Valparaíso, World Heritage in Chile
Today we start a new section we hope encourages you to comment and debate on the different topics for this conference. We do not want it to remain in Mahón among academics attending, so this little reflections will try to make you comment and share throughout the year, in order to keep the debate open and fresh.
October will be devoted to the theme "Wealth Increaser" and so, the potential of World Heritage to generate wealth. In this section, which I wanted to name "Jaime's rant", I will be offering my personal opinion (not necessarily shared by the organization of the conference) about these topics, always from a critical perspective, with the aim to encourage debate. So pelase, feel free to comment either for or against what I say, because wealth is in the debate too.

Graffiti in Valparaíso, $hile
I just landed from a trip to Chile. There I had the opportunity to attend TAAS, one of these conferences where we can debate theory from the periphery. Once we were there (the flight from Spain is 14 hours), we did the tourist and visited Valparaíso. I say this because, as a good project of manager, I take some interest in management and try to take an eye on everything I see around, those details that build the hidden image of a city (or a site). A friend recommended to have lunch in the old market, but the earthquake of 2011 left it allegedly ruined and now the shops and restaurants are scattered in the area. Particularly, five restaurants joined to open a new local nearby to keep working. We did not ask much, but one of the restaurant's manager started telling us that after the earthquake, the local council left them alone with no compensation and is now letting the market ruin and spending the funds to refurbish it in other enterprises they find more important. "Heritage!" She sighted... it was worthless for her.
We kept walking and found an abandoned neighborhood, ruined buildings and social depression. Looking at a map in the crossroads, we find out we are still inside the area protected by UNESCO. Something similar happens in the hills, where graffitis, colored houses and tourism (hostels and restaurants) seem to makeover the decadence.
A building lot in one of the main streets catches my attention. There, we find an example of community sacralization and patrimonialization of a traumatic space. In it, a kind of altar switches the words (humanizing heritage) with a clear critical background. Four people died in 2007 after a gas explosion in the building that occupied this lot. Apparently it had something to do with heritage, or so it should. Meanwhile people pray to them asking for favor, and according to the messages it seems to work. This heritage is starting to earn more value for me than the institutionalized, and seems to enrich people too.
If the manager of Valparaíso reads this, please explain what is happening. I have just seen an assistance truck for the trolebus that says "Heritage of Valparaiso".

Altar for the Humanity of Heritage...
One of the most enriching experiences in my life has been to work in Gondar, Ethiopia, another World Heritage Site I strongly recommend for its beauty... although this is another topic. The point is that in 2008 I had the opportunity to give a workshop at Gondar University to tourism students. It was quite successful and over 300 people crowded the room. One of my first questions was how many of them had visited the castles (the declared monument) and just a dozen hands raised. "We are just taught to manage hotels" they said... but not understanding why or what for...
This is how I started to develop the concept of the 'phantom tourist' that lands in the city to see a site and disappears like a sigh with zero impact for the community. This phenomenon does not only happen in Ethiopia, but in many other countries and World Heritage Sites what tells a lot about the consequences of managing for only some people, and clearly not the locals.
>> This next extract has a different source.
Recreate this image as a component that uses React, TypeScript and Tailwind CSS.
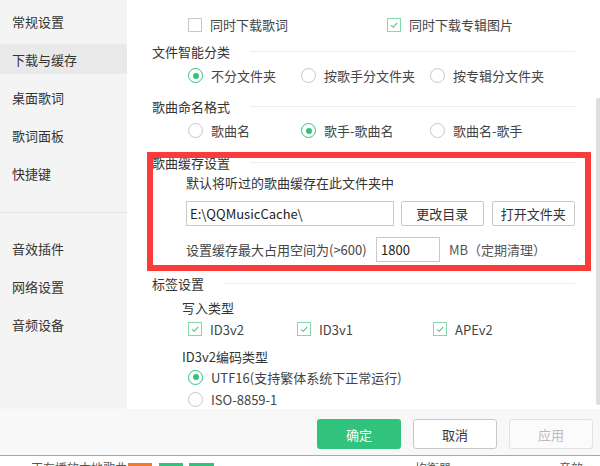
import React from 'react';

function Check({ checked }: { checked: boolean }) {
  return (
    <span
      className={`inline-flex w-[14px] h-[14px] border ${checked ? 'border-[#86d7ae]' : 'border-[#c8c8c8]'} bg-white items-center justify-center shrink-0`}
    >
      {checked && (
        <svg width="10" height="10" viewBox="0 0 10 10">
          <path d="M2 5.3 L4.2 7.3 L8.2 2.9" fill="none" stroke="#46c587" strokeWidth="1.1" />
        </svg>
      )}
    </span>
  );
}

function Radio({ checked }: { checked: boolean }) {
  return (
    <span
      className={`inline-flex w-[15px] h-[15px] rounded-full border ${checked ? 'border-[#31c27c]' : 'border-[#c6c6c6]'} bg-white items-center justify-center shrink-0`}
    >
      {checked && <span className="w-[6px] h-[6px] rounded-full bg-[#31c27c]" />}
    </span>
  );
}

function Opt({ kind, checked, label, w }: { kind: 'c' | 'r'; checked: boolean; label: string; w: string }) {
  return (
    <div className={`flex items-center gap-[8px] ${w}`}>
      {kind === 'c' ? <Check checked={checked} /> : <Radio checked={checked} />}
      <span className="text-[#444] whitespace-nowrap">{label}</span>
    </div>
  );
}

function Heading({ text, mt }: { text: string; mt: string }) {
  return (
    <div className={`flex items-center h-[20px] ${mt}`}>
      <span className="text-[#333] whitespace-nowrap">{text}</span>
      <div className="flex-1 h-px bg-[#ececec] ml-[20px]" />
    </div>
  );
}

const sideTop = ['常规设置', '下载与缓存', '桌面歌词', '歌词面板', '快捷键'];
const sideBottom = ['音效插件', '网络设置', '音频设备'];

export default function App() {
  return (
    <div
      className="relative w-[600px] h-[466px] overflow-hidden bg-white text-[13px] leading-none"
      style={{ fontFamily: '"Noto Sans CJK SC", "Noto Sans", sans-serif' }}
    >
      <div className="flex h-[409px]">
        {/* sidebar */}
        <div className="w-[127px] bg-[#f4f4f4] flex flex-col pt-[6px]">
          <div className="flex flex-col gap-[8px]">
            {sideTop.map((s, i) => (
              <div
                key={s}
                className={`h-[30px] flex items-center pl-[12px] text-[#333] ${i === 1 ? 'bg-[#e9e9e9]' : ''}`}
              >
                {s}
              </div>
            ))}
          </div>
          <div className="mt-[24px] h-px bg-[#e4e4e4]" />
          <div className="flex flex-col gap-[8px] mt-[20px]">
            {sideBottom.map((s) => (
              <div key={s} className="h-[30px] flex items-center pl-[12px] text-[#333]">
                {s}
              </div>
            ))}
          </div>
        </div>

        {/* main */}
        <div className="flex-1 overflow-hidden pl-[25px] pr-[25px] flex flex-col">
          <div className="flex items-center h-[20px] mt-[15px] ml-[36px]">
            <Opt kind="c" checked={false} label="同时下载歌词" w="w-[199px]" />
            <Opt kind="c" checked={true} label="同时下载专辑图片" w="w-[160px]" />
          </div>

          <Heading text="文件智能分类" mt="mt-[7px]" />
          <div className="flex items-center h-[20px] mt-[4px] ml-[36px]">
            <Opt kind="r" checked={true} label="不分文件夹" w="w-[113px]" />
            <Opt kind="r" checked={false} label="按歌手分文件夹" w="w-[129px]" />
            <Opt kind="r" checked={false} label="按专辑分文件夹" w="w-[130px]" />
          </div>

          <Heading text="歌曲命名格式" mt="mt-[11px]" />
          <div className="flex items-center h-[20px] mt-[4px] ml-[36px]">
            <Opt kind="r" checked={false} label="歌曲名" w="w-[113px]" />
            <Opt kind="r" checked={true} label="歌手-歌曲名" w="w-[129px]" />
            <Opt kind="r" checked={false} label="歌曲名-歌手" w="w-[130px]" />
          </div>

          <Heading text="歌曲缓存设置" mt="mt-[12px]" />
          <div className="h-[20px] flex items-center ml-[34px] text-[#333]">默认将听过的歌曲缓存在此文件夹中</div>
          <div className="flex items-center h-[25px] mt-[9px] ml-[34px]">
            <div className="w-[212px] h-[25px] border border-[#c9c9c9] bg-white flex items-center pl-[3px] text-[#222]">
              E:\QQMusicCache\
            </div>
            <div className="ml-[7px] w-[84px] h-[25px] border border-[#c9c9c9] rounded-[2px] bg-white flex items-center justify-center text-[#333]">
              更改目录
            </div>
            <div className="ml-[8px] w-[85px] h-[25px] border border-[#c9c9c9] rounded-[2px] bg-white flex items-center justify-center text-[#333]">
              打开文件夹
            </div>
          </div>
          <div className="flex items-center h-[25px] mt-[11px] ml-[34px]">
            <span className="w-[190px] text-[#444] whitespace-nowrap">设置缓存最大占用空间为(&gt;600)</span>
            <div className="w-[64px] h-[25px] border border-[#c9c9c9] bg-white flex items-center pl-[4px] text-[#222]">
              1800
            </div>
            <span className="ml-[9px] text-[#555] whitespace-nowrap">MB（定期清理）</span>
          </div>

          <Heading text="标签设置" mt="mt-[11px]" />
          <div className="h-[20px] flex items-center mt-[4px] ml-[30px] text-[#333]">写入类型</div>
          <div className="flex items-center h-[20px] mt-[2px] ml-[36px]">
            <Opt kind="c" checked={true} label="ID3v2" w="w-[109px]" />
            <Opt kind="c" checked={true} label="ID3v1" w="w-[136px]" />
            <Opt kind="c" checked={true} label="APEv2" w="w-[100px]" />
          </div>
          <div className="h-[20px] flex items-center mt-[7px] ml-[30px] text-[#333]">ID3v2编码类型</div>
          <div className="flex items-center h-[20px] mt-[1px] ml-[36px]">
            <Opt kind="r" checked={true} label="UTF16(支持繁体系统下正常运行)" w="w-[300px]" />
          </div>
          <div className="flex items-center h-[20px] mt-[2px] ml-[36px]">
            <Opt kind="r" checked={false} label="ISO-8859-1" w="w-[200px]" />
          </div>
        </div>
      </div>

      {/* footer */}
      <div className="h-[46px] bg-[#f8f8f8] flex justify-end items-start pt-[10px] pr-[7px] gap-[12px]">
        <div className="w-[84px] h-[30px] rounded-[3px] bg-[#31c27c] text-white flex items-center justify-center">确定</div>
        <div className="w-[84px] h-[30px] rounded-[3px] border border-[#c8c8c8] bg-white text-[#333] flex items-center justify-center">
          取消
        </div>
        <div className="w-[84px] h-[30px] rounded-[3px] border border-[#e2e2e2] bg-[#fbfbfb] text-[#bbb] flex items-center justify-center">
          应用
        </div>
      </div>
      <div className="h-px bg-[#a8a8a8]" />
      <div className="relative h-[10px] bg-white overflow-hidden">
        <div className="absolute left-[31px] top-[6px] text-[12px] text-[#555] whitespace-nowrap">正在播放本地歌曲</div>
        <div className="absolute left-[128px] top-[7px] w-[24px] h-[10px] bg-[#f07a2e]" />
        <div className="absolute left-[159px] top-[7px] w-[24px] h-[10px] bg-[#31c27c]" />
        <div className="absolute left-[189px] top-[7px] w-[25px] h-[10px] bg-[#31c27c]" />
        <div className="absolute left-[415px] top-[6px] text-[12px] text-[#555] whitespace-nowrap">均衡器</div>
        <div className="absolute left-[559px] top-[6px] text-[12px] text-[#555] whitespace-nowrap">音效</div>
      </div>

      {/* scrollbar */}
      <div className="absolute right-0 top-[98px] w-[4px] h-[307px] rounded-l-[2px] bg-[#dedede]" />

      {/* red annotation box */}
      <div className="absolute left-[147px] top-[152px] w-[444px] h-[119px] border-[6px] border-[#fb3a3a]" />
    </div>
  );
}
Gondar castles, in Ethiopia
On the other side we find those sites really well managed that actually revitalize a city, where the impact seems to be positive and people know, value and participate from a heritage that goes beyond the community but (also) stays with it.
We usually focus on money and tourism, as the main facet of wealth, but it should go beyond that. Tightly connected with the concept of value, that we still strongly debate nowadays, World Heritage should not only be an economic push for a state, but also a development tool for society (in terms of economy, but also socially and culturally). Two sides of a coin that good management keeps together.
Bringing millions of phantom tourist to a World Heritage Site is worthless, as all the befit goes for multinational companies and the state. It is true there is a wide economic impact beyond direct cash. The industry around tourism and employment are to take into account. When we become managers of an institutionalized site we become part of a political machine we are not used to work in (at least coming from academia). Rules change and there are multiple pressures from different sides. Besides, management focuses on the site and not the context, losing an essential perspective if we want our job to be socially committed. Because a committed management usually requires more than Administration is willing to offer.
This is how we come back to politics, to management models and the infinite cases we have. From the tight (and limited) state control, to private and community participatory models, there is not a 100% satisfactory solution for every case. But those shared during the conference must let us debate different formules to prove World Heritage socially useful for everyone.